DGA Says State GOP Should Not Be Allowed To Intervene
While the Democratic Governors Association and state election regulators try to reach a settlement behind closed doors, the DGA has filed a court motion to prevent state Republicans from intervening in its challenge of campaign finance laws.
The state Republican Party is seeking to intervene in federal court on behalf of the State Elections Enforcement Commission, which is being sued by the Democratic Governors Association. The DGA is hoping for a court order to prevent it from being prosecuted by the SEEC this fall as it spends money on behalf of Democratic Gov. Dannel P. Malloy.
The DGA believes the SEEC will seek to prosecute the group for illegally coordinating with Malloy’s re-election campaign based on his affiliation with the association — he’s its former finance chairman — and his fundraising efforts on behalf of the group.
U.S. District Judge Janet Hall ordered the two sides into settlement talks after hearing oral arguments last month. On Wednesday the Attorney General’s Office, which is representing the SEEC, said those talks are ongoing.
Meanwhile, the DGA filed a motion Tuesday opposing the Republicans’ attempt to intervene in the case. The group argued that the party had failed to demonstrate that the state could not adequately defend itself.
“The [Republican] Party does not suggest any way in which its defense of the statutes would differ from the State’s, much less any ‘evidence of collusion’ between the parties, ‘adversity of interest’ between the Party and the State, or ‘nonfeasance, or incompetence’ on the part of the State,” the DGA motion reads.
In its original motion, the party disagreed, saying “there is no question” Republicans will be disadvantaged if the DGA succeeds in its lawsuit and therefore the party has more “skin in the game” than the Attorney General’s Office and the SEEC.
“The Republican Party’s interest in opposing the DGA’s action is distinct from that of the State Defendants. In this regard, the Republican Party may argue zealously because its candidates stand to lose if the DGA can operate without constraint,” it said.

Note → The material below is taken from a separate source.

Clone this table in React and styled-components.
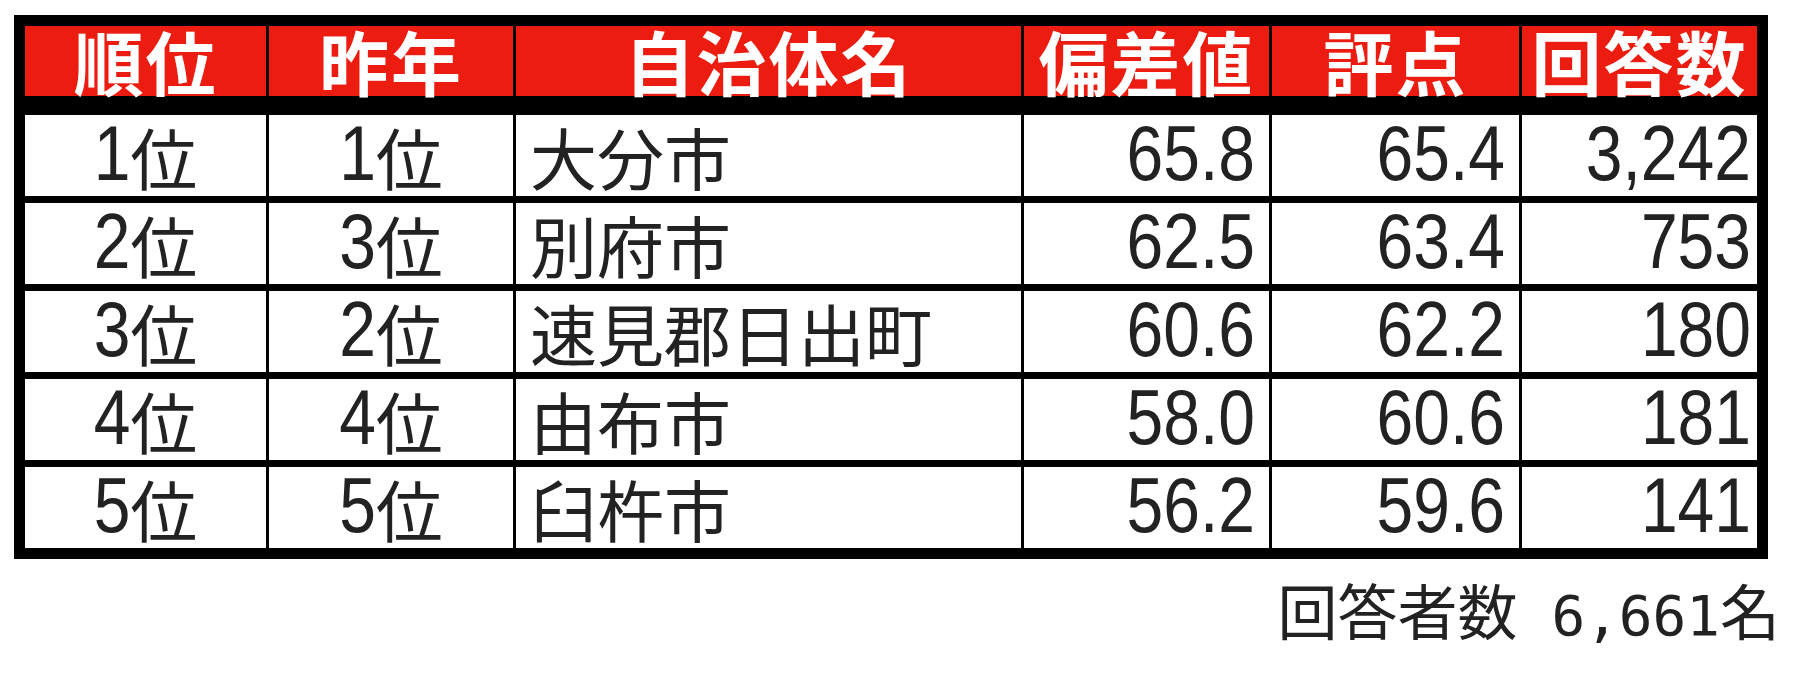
import React from "react";
import styled, { createGlobalStyle } from "styled-components";

const GlobalStyle = createGlobalStyle`
  html, body {
    margin: 0;
    padding: 0;
    background: #ffffff;
  }
  body {
    font-family: "Liberation Sans", "Noto Sans CJK JP", sans-serif;
    color: #222222;
  }
`;

const Page = styled.div`
  width: 1800px;
  height: 677px;
  padding: 15px 0 0 14px;
  box-sizing: border-box;
  background: #ffffff;
`;

const Table = styled.div`
  display: grid;
  grid-template-columns: 241px 244px 505px 245px 247px 235px;
  grid-template-rows: 82px repeat(5, 81px);
  column-gap: 3px;
  row-gap: 7px;
  width: max-content;
  padding: 11px;
  background: #000000;
`;

const HeadCell = styled.div`
  height: 70px;
  background: #ec1d10;
  color: #ffffff;
  display: flex;
  align-items: center;
  justify-content: center;
  font-family: "Noto Sans CJK JP", sans-serif;
  font-weight: 700;
  font-size: 70px;
  line-height: 70px;
  letter-spacing: 2px;
  white-space: nowrap;
`;

const Cell = styled.div`
  background: #ffffff;
  display: flex;
  align-items: center;
  justify-content: ${(p) =>
    p.$align === "left" ? "flex-start" : p.$align === "right" ? "flex-end" : "center"};
  padding: ${(p) =>
    p.$align === "left" ? "0 0 0 14px" : p.$align === "right" ? `0 ${p.$pad || 14}px 0 0` : "0"};
  font-size: 66px;
  line-height: 1;
  white-space: nowrap;
`;

const Num = styled.span`
  display: inline-block;
  font-family: "Liberation Sans", sans-serif;
  font-size: 66px;
  transform: scaleY(1.17);
  transform-origin: 50% 80%;
`;

const Kanji = styled.span`
  font-family: "Noto Sans CJK JP", sans-serif;
  font-size: 67px;
  font-weight: 400;
`;

const Footer = styled.div`
  display: flex;
  justify-content: flex-end;
  align-items: baseline;
  width: 1766px;
  margin-top: 20px;
  font-family: "Noto Sans CJK JP", sans-serif;
  font-size: 60px;
  line-height: 1;
  color: #222222;
`;

const FooterNum = styled.span`
  font-family: "DejaVu Sans Mono", monospace;
  font-size: 56px;
  margin-left: 34px;
`;

const headers = ["順位", "昨年", "自治体名", "偏差値", "評点", "回答数"];

const rows = [
  { rank: "1", prev: "1", name: "大分市", dev: "65.8", score: "65.4", count: "3,242" },
  { rank: "2", prev: "3", name: "別府市", dev: "62.5", score: "63.4", count: "753" },
  { rank: "3", prev: "2", name: "速見郡日出町", dev: "60.6", score: "62.2", count: "180" },
  { rank: "4", prev: "4", name: "由布市", dev: "58.0", score: "60.6", count: "181" },
  { rank: "5", prev: "5", name: "臼杵市", dev: "56.2", score: "59.6", count: "141" },
];

function Rank({ n }) {
  return (
    <>
      <Num>{n}</Num>
      <Kanji>位</Kanji>
    </>
  );
}

export default function App() {
  return (
    <>
      <GlobalStyle />
      <Page>
        <Table>
          {headers.map((h) => (
            <HeadCell key={h}>{h}</HeadCell>
          ))}
          {rows.map((r) => (
            <React.Fragment key={r.rank}>
              <Cell>
                <Rank n={r.rank} />
              </Cell>
              <Cell>
                <Rank n={r.prev} />
              </Cell>
              <Cell $align="left">
                <Kanji>{r.name}</Kanji>
              </Cell>
              <Cell $align="right">
                <Num>{r.dev}</Num>
              </Cell>
              <Cell $align="right">
                <Num>{r.score}</Num>
              </Cell>
              <Cell $align="right" $pad={6}>
                <Num>{r.count}</Num>
              </Cell>
            </React.Fragment>
          ))}
        </Table>
        <Footer>
          回答者数
          <FooterNum>6,661</FooterNum>
          名
        </Footer>
      </Page>
    </>
  );
}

During oral arguments two weeks ago, a lawyer for the DGA opposed the Republican’s attempt to intervene. Assistant Attorney General Maura Murphy Osborne took no position on the motion.
The DGA had sought a preliminary injunction to settle the matter before a fundraising event, which occurred in Greenwich last week. Although Hall has yet to rule on the matter, Malloy attended the event.
In addition to opposition from Republicans, the lawsuit also has drawn criticism from a coalition of good government groups. Soon after the complaint was filed, Common Cause called upon Malloy to ask the DGA to withdraw its lawsuit.
Malloy told reporters he believes the association acted appropriately in filing the complaint. The good government groups, which include the League of Women Voters, also wrote to Vermont Gov. Peter Shumlin, chairman of the DGA, and urged him to drop the lawsuit. The coalition called the lawsuit “indefensible.”
“We are very surprised that you would allow yourself to be associated with this lawsuit and with the effort it represents to evade and circumvent Connecticut’s strong disclosure and coordination rules as well as Connecticut’s groundbreaking public financing system,” the letter read.
However, Shumlin was among the Democratic governors who attended the fundraiser last week in Greenwich.
Last week, Malloy’s campaign with Lt. Gov. Nancy Wyman announced it had raised the $250,000 in small donations necessary to qualify for $6.5 million under Connecticut’s public financing system. Malloy was the first governor elected using the system in 2010, when he defeated Republican nominee Tom Foley by 6,404 votes.
Foley has again won the Republican party nomination but he faces primary challenges from Senate Minority Leader John McKinney and Danbury Mayor Mark Boughton. In 2010, Boughton appeared on the ticket with Foley as the Republican nominee for lieutenant governor.